Your copy of the material must match it exactly, except that pictures are dropped.

#### Information supplied

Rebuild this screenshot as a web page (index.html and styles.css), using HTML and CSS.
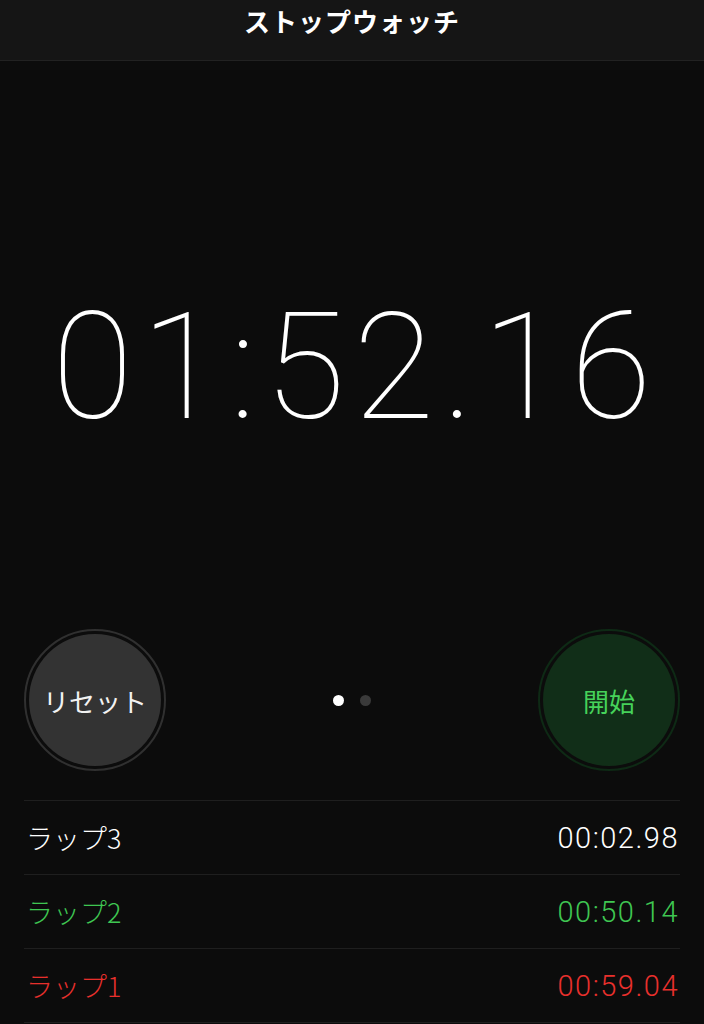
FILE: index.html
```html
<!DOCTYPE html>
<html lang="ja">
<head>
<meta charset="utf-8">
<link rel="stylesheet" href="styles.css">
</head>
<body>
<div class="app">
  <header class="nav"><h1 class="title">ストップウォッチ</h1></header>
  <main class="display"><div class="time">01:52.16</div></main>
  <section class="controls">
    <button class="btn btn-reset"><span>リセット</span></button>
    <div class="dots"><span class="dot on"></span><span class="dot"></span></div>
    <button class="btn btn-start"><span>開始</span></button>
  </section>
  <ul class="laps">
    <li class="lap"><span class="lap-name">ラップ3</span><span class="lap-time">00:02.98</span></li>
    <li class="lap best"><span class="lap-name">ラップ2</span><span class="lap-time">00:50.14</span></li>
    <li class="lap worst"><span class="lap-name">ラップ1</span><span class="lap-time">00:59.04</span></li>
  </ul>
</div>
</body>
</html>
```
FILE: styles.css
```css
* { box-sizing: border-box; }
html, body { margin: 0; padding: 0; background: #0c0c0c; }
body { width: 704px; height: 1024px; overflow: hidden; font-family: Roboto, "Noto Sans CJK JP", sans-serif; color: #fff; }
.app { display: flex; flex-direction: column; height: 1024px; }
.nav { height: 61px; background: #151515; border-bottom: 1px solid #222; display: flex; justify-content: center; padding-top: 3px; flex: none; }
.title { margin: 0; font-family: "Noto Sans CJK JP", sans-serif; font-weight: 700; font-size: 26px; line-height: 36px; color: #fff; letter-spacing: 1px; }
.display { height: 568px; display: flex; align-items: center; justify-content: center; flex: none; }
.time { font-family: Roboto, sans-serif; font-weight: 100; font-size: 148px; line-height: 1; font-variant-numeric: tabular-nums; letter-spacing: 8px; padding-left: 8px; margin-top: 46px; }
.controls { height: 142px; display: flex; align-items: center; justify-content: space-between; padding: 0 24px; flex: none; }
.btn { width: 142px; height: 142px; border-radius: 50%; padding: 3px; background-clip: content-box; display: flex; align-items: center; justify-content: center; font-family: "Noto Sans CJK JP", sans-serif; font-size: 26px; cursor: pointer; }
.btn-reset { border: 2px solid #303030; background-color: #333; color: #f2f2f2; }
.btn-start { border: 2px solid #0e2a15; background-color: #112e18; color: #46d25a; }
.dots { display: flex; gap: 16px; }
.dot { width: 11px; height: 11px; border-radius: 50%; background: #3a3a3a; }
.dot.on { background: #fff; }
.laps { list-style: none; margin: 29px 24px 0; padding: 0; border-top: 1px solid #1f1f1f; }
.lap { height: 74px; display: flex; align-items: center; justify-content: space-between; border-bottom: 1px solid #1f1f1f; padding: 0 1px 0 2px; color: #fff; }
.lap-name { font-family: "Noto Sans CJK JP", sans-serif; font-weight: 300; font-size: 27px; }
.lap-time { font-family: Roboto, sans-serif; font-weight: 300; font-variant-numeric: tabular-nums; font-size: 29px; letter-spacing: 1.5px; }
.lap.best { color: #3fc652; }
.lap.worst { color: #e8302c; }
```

########

◆ **Exercise output**
Rebuild this screenshot as a web page (index.html and styles.css), using HTML and CSS.
FILE: index.html
```html
<!DOCTYPE html>
<html lang="ja">
<head>
<meta charset="utf-8">
<link rel="stylesheet" href="styles.css">
</head>
<body>
<div class="app">
  <header class="nav"><h1 class="title">ストップウォッチ</h1></header>
  <main class="display"><div class="time">01:52.16</div></main>
  <section class="controls">
    <button class="btn btn-reset"><span>リセット</span></button>
    <div class="dots"><span class="dot on"></span><span class="dot"></span></div>
    <button class="btn btn-start"><span>開始</span></button>
  </section>
  <ul class="laps">
    <li class="lap"><span class="lap-name">ラップ3</span><span class="lap-time">00:02.98</span></li>
    <li class="lap best"><span class="lap-name">ラップ2</span><span class="lap-time">00:50.14</span></li>
    <li class="lap worst"><span class="lap-name">ラップ1</span><span class="lap-time">00:59.04</span></li>
  </ul>
</div>
</body>
</html>
```
FILE: styles.css
```css
* { box-sizing: border-box; }
html, body { margin: 0; padding: 0; background: #0c0c0c; }
body { width: 704px; height: 1024px; overflow: hidden; font-family: Roboto, "Noto Sans CJK JP", sans-serif; color: #fff; }
.app { display: flex; flex-direction: column; height: 1024px; }
.nav { height: 61px; background: #151515; border-bottom: 1px solid #222; display: flex; justify-content: center; padding-top: 3px; flex: none; }
.title { margin: 0; font-family: "Noto Sans CJK JP", sans-serif; font-weight: 700; font-size: 26px; line-height: 36px; color: #fff; letter-spacing: 1px; }
.display { height: 568px; display: flex; align-items: center; justify-content: center; flex: none; }
.time { font-family: Roboto, sans-serif; font-weight: 100; font-size: 148px; line-height: 1; font-variant-numeric: tabular-nums; letter-spacing: 8px; padding-left: 8px; margin-top: 46px; }
.controls { height: 142px; display: flex; align-items: center; justify-content: space-between; padding: 0 24px; flex: none; }
.btn { width: 142px; height: 142px; border-radius: 50%; padding: 3px; background-clip: content-box; display: flex; align-items: center; justify-content: center; font-family: "Noto Sans CJK JP", sans-serif; font-size: 26px; cursor: pointer; }
.btn-reset { border: 2px solid #303030; background-color: #333; color: #f2f2f2; }
.btn-start { border: 2px solid #0e2a15; background-color: #112e18; color: #46d25a; }
.dots { display: flex; gap: 16px; }
.dot { width: 11px; height: 11px; border-radius: 50%; background: #3a3a3a; }
.dot.on { background: #fff; }
.laps { list-style: none; margin: 29px 24px 0; padding: 0; border-top: 1px solid #1f1f1f; }
.lap { height: 74px; display: flex; align-items: center; justify-content: space-between; border-bottom: 1px solid #1f1f1f; padding: 0 1px 0 2px; color: #fff; }
.lap-name { font-family: "Noto Sans CJK JP", sans-serif; font-weight: 300; font-size: 27px; }
.lap-time { font-family: Roboto, sans-serif; font-weight: 300; font-variant-numeric: tabular-nums; font-size: 29px; letter-spacing: 1.5px; }
.lap.best { color: #3fc652; }
.lap.worst { color: #e8302c; }
```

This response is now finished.